Believe it or not, we write every day.   Us writers, too, create a majority of what we put down on paper in our heads.  Anyone who writes will tell you that writing isn’t so much about what ends up on the paper, but the ninety percent or so of the work that goes on behind the scenes, walking around grocery stores, driving in the car, listening in on conversations. It is the proverbial building of the iceberg that Hemingway spoke of, where the tip is held up by the mass of thoughts underneath.   Without the mass, what is visible is just a scattering of pieces of ices, disconnected, adrift.

Thinking, then, IS writing.

When I teach academic writing, what I emphasize most to my students is that they need not be intimidated by the structures, the organization, whether the verb comes before or after the subject.  These are equivalent to someone picking up a ball to play catch and thinking whether they should hold it in their right hand or left, pitch it forward at this angle or that, throw from the shade or in the sun.   Like much else, writing is about instinct, and before that, knowing what one wants to say.  Of course some people are more gifted than other, perhaps endowed with the skill to string words together effortlessly.  For these people, the words come easier, but the ideas still need honing, the sentences still need to be wrestled into place.  For others, specially those coming from cultures where English is not the primary language, the structure can prove daunting enough to dissuade them from thinking of themselves as writers.

But the beauty of growing up with a language other than English is that even if you absorb the structures, the nuances, the vocabulary, there is an inherent thinking pattern that one has and that only operates on the language structure of one’s mother tongue.  When I first started taking creative writing classes in the US, many of my teachers marveled at certain phrases or images.  (While I know this was because I was just plain awesome) They pointed out that the way I put my words together was different from what they had seen.  That it was something other than just creative use of language.   Over the years, I have studied many authors from different cultures–Japanese, Chinese, Latin–and always I have a sense, as I read, of being carried along on a rhythm different from authors of other cultures.  This is not to say that all writers from a particular area or culture sound the same.  The writing coming out of the Sub-Continent is, as an example, as rich and diverse as that of any other part of the world.  But the cadence, the rhythm, that is what sets it apart from other writings.  Authors raised in Pakistan and India think differently not simply because their sets of experiences are different, but also because the way their languages present thoughts to them are different; those thoughts in other languages carry a different meaning, different melodies, and this translates into the words that they put on the page.

Ultimately, if you can think, you can write.  This is what I tell my students.  A majority of them laugh, disbelieving, jaded by their experiences in high school.  “I can only write what I like,” they say.
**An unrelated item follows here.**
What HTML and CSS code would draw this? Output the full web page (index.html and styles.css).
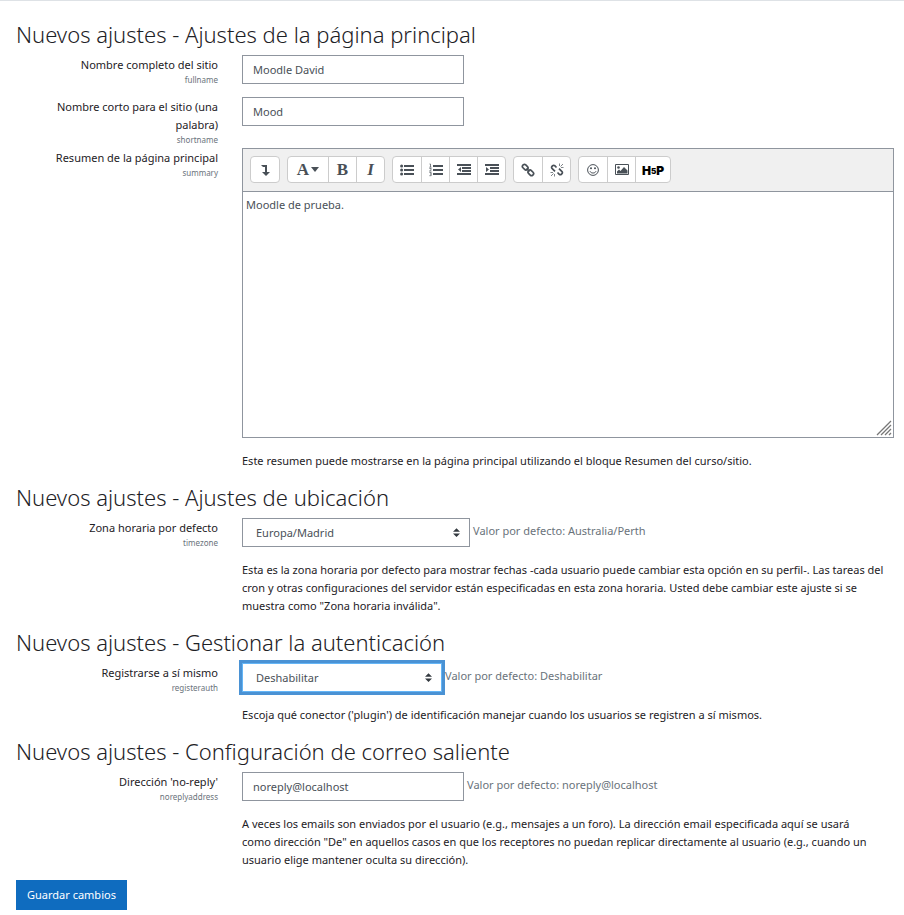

Another tells me “Have you ever choked on anything? That is what I feel like when I begin to write.  As if the words are lifting off the page and lodging themselves in my throat, blocking off air.”  And I want to say There, right there.   In the moment of unguarded discussion, there was an image you should put down.  That, on page, will be writing.  In speech, they dismiss their thoughts.  Perhaps it is the fact that they have not yet learned to have confidence in their own voice, and that lack of confidence in themselves translates as an inability to write. That, I want to tell them, is a writer’s thought.  That is an image created.  That is the beginning of something that I want to hear more about.

Writing, in my eyes, is not a vocation, not merely a calling.  It is a way of being and thinking.  One that takes patience, something I have had to learn the hard way. It is  a process of learning and unlearning, changing your mind and perspective constantly, being at ease with being inconsistent, breaking the rules because you know they must be broken.  But before that comes you, and that thought circling around in your brain, asking to be weighed and considered and allowed to grow.  That, my friends, is where the magic happens.

***

Reposting from my blog because I am having just an insanely unmotivating week. Therefore, things like “Yesterday” mean a year ago, and “in the future” would probably be today.  You get the idea.

This is what a fail feels like I think. I have actually hit that iceberg.